How To Wash a Heated Jacket
Washing a heated jacket is easy. All you have to do is remove the battery pack and zip up all the pockets with any cables tucked away inside. You can use normal detergent on a cool setting below 40 degrees C but putting it inside a pillowcase for extra protection is a good idea. Once it is finished you should line dry and not use a dryer to avoid damaging any wire connections.
- Remove the battery
- Secure the cables inside pockets
- Close the pocket zips
- Put inside a laundry bag or pillowcase
- Line dry
Heated Jackets Vs Heated Vests
We could write an entire article on this subject, and maybe one day we will, but for now, we will say that heated jackets are one of the most convenient ways to stay warm with a single layer in winter. Vests have the benefit of keeping your arms free and working well with other layers. But with a heated jacket, you don’t really need any other layers.

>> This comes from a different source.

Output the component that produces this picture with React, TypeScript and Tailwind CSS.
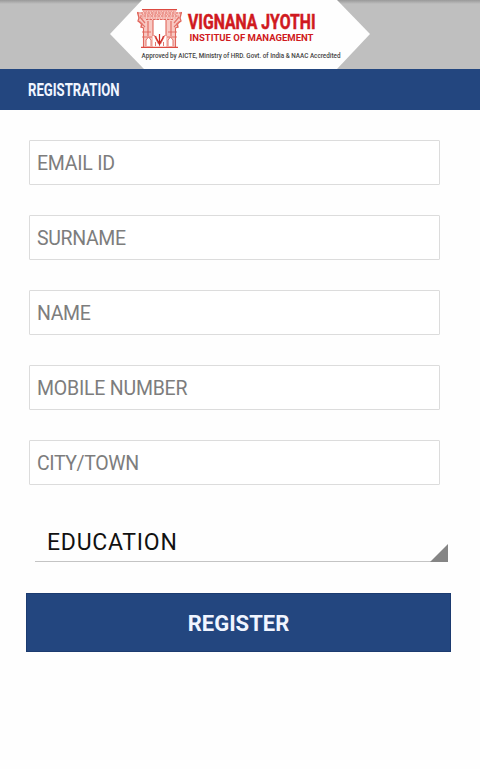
const fields = [
  { id: 'email', label: 'EMAIL ID', type: 'email', tracking: 'tracking-[-0.25px]' },
  { id: 'surname', label: 'SURNAME', type: 'text', tracking: 'tracking-[-0.35px]' },
  { id: 'name', label: 'NAME', type: 'text', tracking: 'tracking-[-0.35px]' },
  { id: 'mobile', label: 'MOBILE NUMBER', type: 'tel', tracking: 'tracking-[-0.22px]' },
  { id: 'city', label: 'CITY/TOWN', type: 'text', tracking: 'tracking-[-0.4px]' },
];

function Emblem() {
  return (
    <g transform="translate(137 9)" fill="none" stroke="#e0665c">
      {/* lintel and pillar bodies */}
      <path d="M5 0H40L39 3H44.5L41 19L38 17V38H29V11H16V38H7V17L4 19L0 3H6Z" fill="#f8c9c3" stroke="none" />
      <path d="M5 0.6H40" strokeWidth="1.2" stroke="#dc4a41" />
      <path d="M0 4H45M3 7H42M9 10.5H36" strokeWidth="1" strokeDasharray="2.5 1" />
      <path d="M6 2.3H39M5 5.5H40M5 9H40" stroke="#ee9289" strokeWidth="1" strokeDasharray="1.5 1" />
      {/* brackets */}
      <path d="M0.5 3L2 9L1 12L5 15L4 18L7 19M44.5 3L43 9L44 12L40 15L41 18L38 19" strokeWidth="1.3" />
      <path d="M3 8L8 14M42 8L37 14M2 12L8 18M43 12L37 18" stroke="#e4736a" strokeWidth="1.2" />
      {/* pillars */}
      <path d="M6.5 19V38M11 12V27M16 11V27M29 11V27M34 12V27M38.5 19V38" strokeWidth="1.1" />
      <path d="M5 23H14M31 23H40M5 28H15M30 28H40" strokeWidth="0.9" />
      <path d="M9 37V31L11.5 28L14 31V37M31 37V31L33.5 28L36 31V37" strokeWidth="0.9" fill="#fff" />
      <path d="M4 38.3H41" strokeWidth="1.2" stroke="#dc4a41" />
      {/* opening with the sprout */}
      <path d="M17 11H28V27L25 36H20L17 27Z" fill="#fff" stroke="none" />
      <path d="M17 26L21.5 35M28 26L23.5 35M18.5 37V33M26.5 37V33" strokeWidth="0.9" />
      <path d="M18.5 27C19.5 31 21.5 32 22.5 35.5C23.5 32 25.5 31 26.5 27M22.5 25V36" stroke="#cf2a24" strokeWidth="1.2" />
    </g>
  );
}

function Banner() {
  return (
    <header className="h-[69px] bg-[#bfbfbf]">
      <svg width="480" height="69" viewBox="0 0 480 69" className="block font-['Roboto',sans-serif]">
        <defs>
          <linearGradient id="topShade" x1="0" y1="0" x2="0" y2="1">
            <stop offset="0" stopColor="#999" />
            <stop offset="1" stopColor="#bfbfbf" />
          </linearGradient>
        </defs>
        <rect width="480" height="4" fill="url(#topShade)" />
        <path d="M142 0H337L370 34L337 69H144L110 34Z" fill="#fefefe" />
        <Emblem />
        <text
          x="188"
          y="28.5"
          fontSize="19.5"
          fontWeight="700"
          fill="#d01920"
          stroke="#d01920"
          strokeWidth="0.5"
          textLength="127.5"
          lengthAdjust="spacingAndGlyphs"
        >
          VIGNANA JYOTHI
        </text>
        <text x="189.5" y="41" fontSize="9.6" fontWeight="700" fill="#d01920" textLength="124" lengthAdjust="spacingAndGlyphs">
          INSTITUE OF MANAGEMENT
        </text>
        <text x="141.5" y="58.3" fontSize="7" fontWeight="500" fill="#444" textLength="199" lengthAdjust="spacingAndGlyphs">
          Approved by AICTE, Ministry of HRD. Govt. of India &amp; NAAC Accredited
        </text>
      </svg>
    </header>
  );
}

export default function App() {
  return (
    <div className="w-[480px] h-[769px] overflow-hidden bg-[#fefefe] font-['Roboto',sans-serif]">
      <Banner />
      <div className="flex h-[41px] items-center bg-[#23467f] pl-7">
        <h1 className="origin-left scale-x-[0.73] text-[18px] font-bold leading-none text-[#f0f5ff]">REGISTRATION</h1>
      </div>
      <form className="pt-[30px]">
        <div className="flex flex-col gap-[30px] pl-[29px]">
          {fields.map((field) => (
            <input
              key={field.id}
              type={field.type}
              aria-label={field.label}
              placeholder={field.label}
              className={`h-[45px] w-[411px] rounded-[1px] border border-[#dcdcdc] bg-white px-[7px] pt-0.5 text-[19.5px] outline-none placeholder:text-[#7d7d7d] ${field.tracking}`}
            />
          ))}
        </div>
        <button
          type="button"
          className="ml-[35px] mt-[37px] flex h-10 w-[413px] items-end justify-between border-b border-[#c4c4c4]"
        >
          <span className="pb-[5px] pl-3 text-[23px] leading-[27px] tracking-[0.75px] text-[#111]">EDUCATION</span>
          <svg width="18" height="18" viewBox="0 0 18 18" className="-mb-px">
            <path d="M18 0V18H0Z" fill="#858585" />
          </svg>
        </button>
        <button
          type="button"
          className="ml-[26px] mt-[31px] block h-[59px] w-[425px] border border-[#1c3b70] bg-[#23467f] pt-0.5 text-[22px] font-bold text-[#f0f5ff]"
        >
          REGISTER
        </button>
      </form>
    </div>
  );
}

Are Heated Jackets Worth the Extra Cost?
In summary, heated jackets are absolutely worth the extra cost if you work outdoors all year round and are looking for a convenient way to stay warm. Heated jackets don’t just keep you warm like a big puffer jacket though. They can actually raise your body temperature as well as maintain it.
The batteries are a little bulky and heavy but for the pleasure of staying warm, no matter how cold it is, heated jackets always feel good. It’s like getting an uber in winter and they have heated seats – makes you appreciate things you know?
My Experience with Heated Jackets?
To give some background, last year I was working in a plant nursery in an area with heavy rainfall and snow over winter. I tried multiple layers but when I got too hot there was nowhere to leave my clothes without them getting wet. I tried using hand warmers in my gloves and mini-DIY-hot-water bottles in my pockets. I never found balance.
Then my spouse got me a heated jacket as a gift because she felt bad and it changed everything. Instead of bulking up with multiple layers, I could just raise the temperature whenever needed. What I had originally shrugged off as a gimmick when I first saw one, was now my favorite winter jacket.